On April 4, 2014, the Barometer posted this:
In a 2008 e-mail Thomas Quinn, a PwC tax partner, wrote to Steven R. Williams, a managing director at the firm, “We are going to have to create a story that will put some distance between them [the managers] and the parts…to retain the benefit.” Mr. Williams responded, “What the heck. We’ll all be retired when this comes up on audit.”
Suffice it to say, they did not make it. The two had developed a tax strategy for Caterpillar, which drew both IRS and congressional attention, involved shifting profits to Switzerland through transfer of Caterpillar’s parts sales to a Swiss operation. When Mr. Quinn was asked about the e-mail exchange during congressional hearings on the issue, he responded, “Senator, that was a very poor choice of words.” The hearings came about because the e-mails emerged in a lawsuit filed by a former Caterpillar tax department employee. The lawsuit was settled in 2012. What happens in e-mails never stays in e-mails.
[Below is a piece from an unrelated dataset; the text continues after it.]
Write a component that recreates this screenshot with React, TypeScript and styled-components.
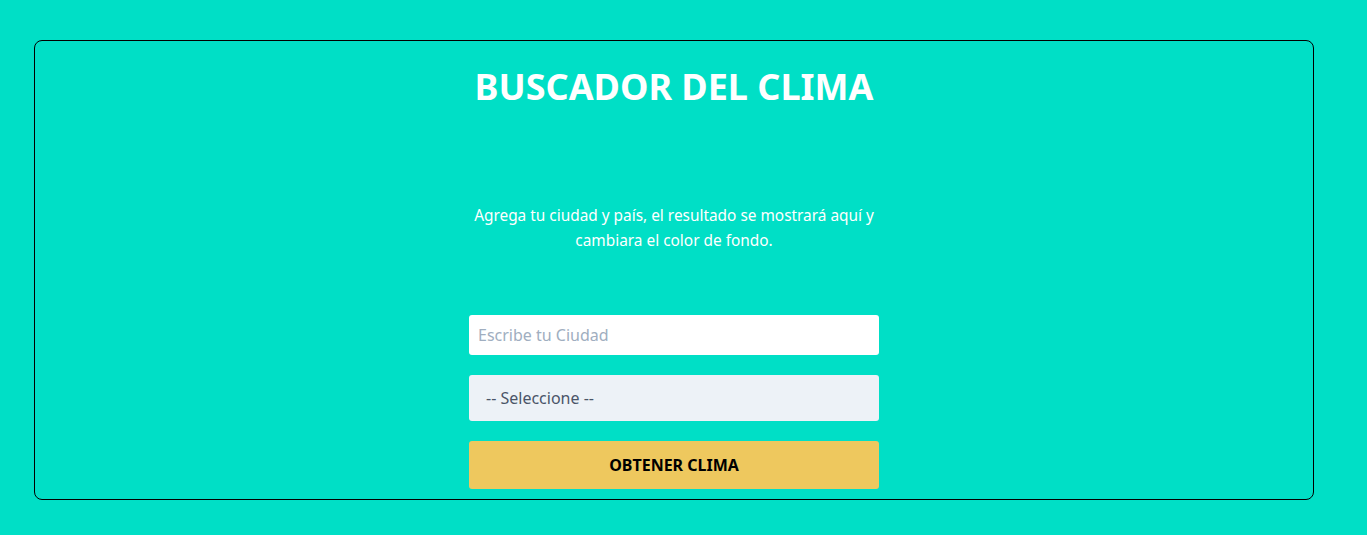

Ah, that was only the beginning. Federal agents raided Caterpillar facilities in Illinois on March 2, 2017 for documents related to its Swiss parts operations and the possible understatement of income. Caterpillar has been battling the IRS for some time on several proposals to settle the tax dispute. Caterpillar’s 10-K indicates that it is/was “vigorously contesting” a proposed settlement with the IRS for $2 billion plus penalties.